Focusing on higher-margin EVs will allow the automaker to offer lower-priced EVs long term, GM says. But eliminating the Chevrolet Bolt EV and Bolt EUV in the face of demand seems counterintuitive for an automaker that says it is committed to affordable electrification for the mainstream.
Analysts said consumer confidence wavered in April as vehicle prices reached near-record highs. There is demand for more sub-$30,000 vehicles, but the average new-vehicle retail transaction price in April is expected to reach $46,044, according to J.D. Power and LMC Automotive.

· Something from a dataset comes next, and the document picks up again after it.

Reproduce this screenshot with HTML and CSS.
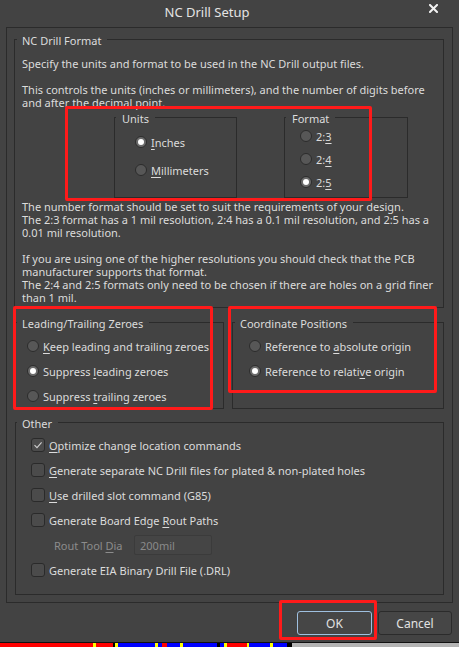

Affordability concerns may even be powering a slight comeback for car models, after a decadeslong retreat in the U.S. Cars made up 21 percent of light-vehicle sales in the first quarter, rising from 19.6 percent at the end of 2021, according to the Automotive News Research & Data Center. The gain is noteworthy as car share has steadily declined since 2002.
To be sure, GM is offering some relative bargains on the gasoline-powered side of its lineup, including the newly introduced 2024 Chevrolet Trax, the brand's smallest crossover, which will start below $25,000 with shipping. Chevy is pushing the Trax as a possible answer for those who previously purchased its now retired small affordable sedans.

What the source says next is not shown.